A partir de esa premisa, se realizó la Fábrica de Pensamientos cuya idea principal es guardar y clasificar los pensamientos de los visitantes al festival. Los pensamientos son nociones abstractas e intangibles (aún no podemos leer la mente). Con la Fábrica se busca hacer esos pensamientos tangibles de alguna forma, “guardándolos” en botellas que luego pueden ser abiertas y su contenido se hace visible como el genio de la lámpara.

Cada botella representa una inquietud planteada por el festival. Cada hora y media se pone una nueva botella en la base de llenado:

Una botella en proceso de ser llenada

A partir de ese momento, y durante los siguientes noventa minutos, se llenará esa botella con los pensamientos que la gente escribe en las máquinas de entrada:

Máquina de entrada de pensamiento

Pensamientos también pueden entrar en la botella vía mensaje de texto de teléfono celular.

Dado que el Festival es un evento para toda la familia es necesario hacer una curaduría de los pensamientos (básicamente prevenir el ingreso de obscenidades… seamos honestos, hay mucho pensamiento obsceno sucediendo en nuestras cabezas :P ).

Máquina de curaduría

Una vez aprobado, el mensaje entra a la botella que se encuentra en la base de llenado:

Cuando se retira la botella de la base, se etiqueta y se guarda para luego ser consultada por los visitantes en cualquier momento en la estación de visualización.

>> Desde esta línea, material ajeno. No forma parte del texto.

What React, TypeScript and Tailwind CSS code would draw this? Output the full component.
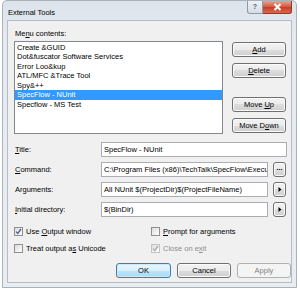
import React from "react";
import clsx from "clsx";

const items = [
	"Create &GUID",
	"Dot&fuscator Software Services",
	"Error Loo&kup",
	"ATL/MFC &Trace Tool",
	"Spy&++",
	"SpecFlow - NUnit",
	"Specflow - MS Test",
];

// win7 style push button
const Btn = ({
	children,
	className,
	variant = "normal",
}: {
	children: React.ReactNode;
	className?: string;
	variant?: "normal" | "default" | "disabled";
}) => (
	<div
		className={clsx(
			"flex h-[15px] items-center justify-center rounded-[3px] border leading-none",
			{
				"border-[#707070] bg-[linear-gradient(#f2f2f2,#ebebeb_50%,#dddddd_50%,#cfcfcf)] text-black shadow-[inset_0_0_0_1px_#fbfbfb]":
					variant === "normal",
				"border-[#3c7fb1] bg-[linear-gradient(#eaf6fd,#d9f0fc_50%,#bee6fd_50%,#a7d9f5)] text-black shadow-[inset_0_0_0_1px_#cdeafc]":
					variant === "default",
				"border-[#adb2b5] bg-[#f4f4f4] text-[#838383]": variant === "disabled",
			},
			className,
		)}
	>
		<span className="whitespace-pre">{children}</span>
	</div>
);

const Input = ({ value, className }: { value: string; className?: string }) => (
	<div
		className={clsx(
			"flex h-[15px] items-center overflow-hidden whitespace-nowrap border border-[#abadb3] bg-white pl-[2px] leading-none",
			className,
		)}
	>
		{value}
	</div>
);

const Check = ({
	checked,
	disabled,
	children,
}: {
	checked?: boolean;
	disabled?: boolean;
	children: React.ReactNode;
}) => (
	<div className={clsx("flex h-[10px] items-center gap-[3px]", disabled && "text-[#8d8d8d]")}>
		<div
			className={clsx(
				"flex h-[9px] w-[9px] items-center justify-center border bg-[linear-gradient(135deg,#dcdcdc,#ffffff)]",
				disabled ? "border-[#c4c4c4]" : "border-[#8e8f8f]",
			)}
		>
			{checked && (
				<svg width="7" height="7" viewBox="0 0 7 7">
					<path
						d="M1 3.6 L2.8 5.4 L6 1"
						fill="none"
						stroke={disabled ? "#a8a8a8" : "#4a5f97"}
						strokeWidth="1.3"
					/>
				</svg>
			)}
		</div>
		<span>{children}</span>
	</div>
);

const Row = ({ label, children }: { label: React.ReactNode; children: React.ReactNode }) => (
	<div className="flex h-[15px] items-center">
		<div className="w-[87px] pl-[1px]">{label}</div>
		{children}
	</div>
);

const SmallBtn = ({ children }: { children: React.ReactNode }) => (
	<Btn className="ml-[5px] h-[15px] w-[13px] rounded-[2px]">{children}</Btn>
);

const Arrow = () => (
	<svg width="4" height="5" viewBox="0 0 4 5" className="block">
		<path d="M0.5 0 L3.5 2.5 L0.5 5 Z" fill="#000" />
	</svg>
);

export default function App() {
	return (
		<div className="h-[293px] w-[300px] bg-white font-['Liberation_Sans',Arial,sans-serif] text-[7.5px] text-black">
			{/* window frame */}
			<div className="ml-[2px] flex h-[288px] w-[295px] flex-col rounded-t-[5px] border border-[#a9b1ba] bg-[linear-gradient(#dce3eb,#e6ebf0_40px,#e9edf1)] px-[4px] pb-[4px]">
				{/* title bar */}
				<div className="flex h-[19px] items-start">
					<div className="pl-[1px] pt-[6px] text-black">External Tools</div>
					<div className="flex-1" />
					<div className="flex h-[13px]">
						<div className="flex w-[16px] items-center justify-center rounded-bl-[3px] border border-t-0 border-[#8f9aa6] bg-[linear-gradient(#eef2f6,#d6dde5)] text-[7px] font-bold text-[#59616b]">
							?
						</div>
						<div className="flex w-[29px] items-center justify-center rounded-br-[3px] border border-l-0 border-t-0 border-[#8a3a2f] bg-[linear-gradient(#e8a493,#d4563f_50%,#c43c24_50%,#d76a4f)]">
							<svg width="9" height="8" viewBox="0 0 9 8">
								<path d="M1.5 1 L7.5 7 M7.5 1 L1.5 7" stroke="#ffffff" strokeWidth="2" />
							</svg>
						</div>
					</div>
				</div>

				{/* client area */}
				<div className="flex h-[264px] flex-col border border-[#b4bcc6] bg-[#f0f0f0] pl-[6px] pt-[8px]">
					<div className="h-[10px] pl-[1px] leading-[10px]">
						Me<span className="underline">n</span>u contents:
					</div>
					<div className="mt-[2px] flex">
						<div className="h-[93px] w-[209px] border border-[#828790] bg-white pt-[1px]">
							{items.map((it, i) => (
								<div
									key={it}
									className={clsx(
										"h-[9.5px] whitespace-nowrap pl-[2px] leading-[9.5px]",
										i === 5 && "bg-[#3399ff] text-white",
									)}
								>
									{it}
								</div>
							))}
						</div>
						<div className="ml-[9px] flex w-[54px] flex-col pt-[1px]">
							<Btn>
								<span className="underline">A</span>dd
							</Btn>
							<Btn className="mt-[6px]">
								<span className="underline">D</span>elete
							</Btn>
							<Btn className="mt-[19px]">
								Move <span className="underline">U</span>p
							</Btn>
							<Btn className="mt-[6px]">
								Move D<span className="underline">o</span>wn
							</Btn>
						</div>
					</div>

					<div className="mt-[8px] flex flex-col gap-[5px]">
						<Row
							label={
								<>
									<span className="underline">T</span>itle:
								</>
							}
						>
							<Input value="SpecFlow - NUnit" className="w-[186px]" />
						</Row>
						<Row
							label={
								<>
									<span className="underline">C</span>ommand:
								</>
							}
						>
							<Input
								value="C:\Program Files (x86)\TechTalk\SpecFlow\Execu"
								className="w-[167px]"
							/>
							<SmallBtn>
								<span className="relative -top-[2px] text-[7px] font-bold">...</span>
							</SmallBtn>
						</Row>
						<Row
							label={
								<>
									Ar<span className="underline">g</span>uments:
								</>
							}
						>
							<Input value="All NUnit $(ProjectDir)$(ProjectFileName)" className="w-[167px]" />
							<SmallBtn>
								<Arrow />
							</SmallBtn>
						</Row>
						<Row
							label={
								<>
									<span className="underline">I</span>nitial directory:
								</>
							}
						>
							<Input value="$(BinDir)" className="w-[167px]" />
							<SmallBtn>
								<Arrow />
							</SmallBtn>
						</Row>
					</div>

					<div className="mt-[10px] flex flex-col gap-[7px]">
						<div className="flex">
							<div className="w-[137px]">
								<Check checked>
									Use <span className="underline">O</span>utput window
								</Check>
							</div>
							<Check>
								<span className="underline">P</span>rompt for arguments
							</Check>
						</div>
						<div className="flex">
							<div className="w-[137px]">
								<Check>
									Treat output a<span className="underline">s</span> Unicode
								</Check>
							</div>
							<Check checked disabled>
								Close on e<span className="underline">x</span>it
							</Check>
						</div>
					</div>

					<div className="mt-[9px] flex gap-[6px] pl-[102px]">
						<Btn variant="default" className="w-[55px]">
							OK
						</Btn>
						<Btn className="w-[54px]">Cancel</Btn>
						<Btn variant="disabled" className="w-[54px]">
							Apply
						</Btn>
					</div>
				</div>
			</div>
		</div>
	);
}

Al finalizar el Festival en abril 4 de 2010 habrá sesenta botellas llenas de pensamientos que podrán ser visualizadas en el sitio web del proyecto.

Mi labor principal fue desarrollar la parte visual (interfaz de entrada de pensamientos, interfaz de moderación, interfaz de llenado, interfaz de visualización, sitio web), la base de datos que soporta el sistema de pensamientos e inquietudes y toda la comunicación que sucede entre estas y las botellas. El sistema de mensajes de texto fue amablemente provisto por Contacto SMS.

Si tiene curiosidad de saber qué tecnologías están involucradas: las interfases están hechas en Adobe Flash y se comunican con la base de datos MySQL usando PHP y AMFPHP. Las interfases de llenado y visualización de botellas se comunican vía sockets con Wiring usando un tag RFID.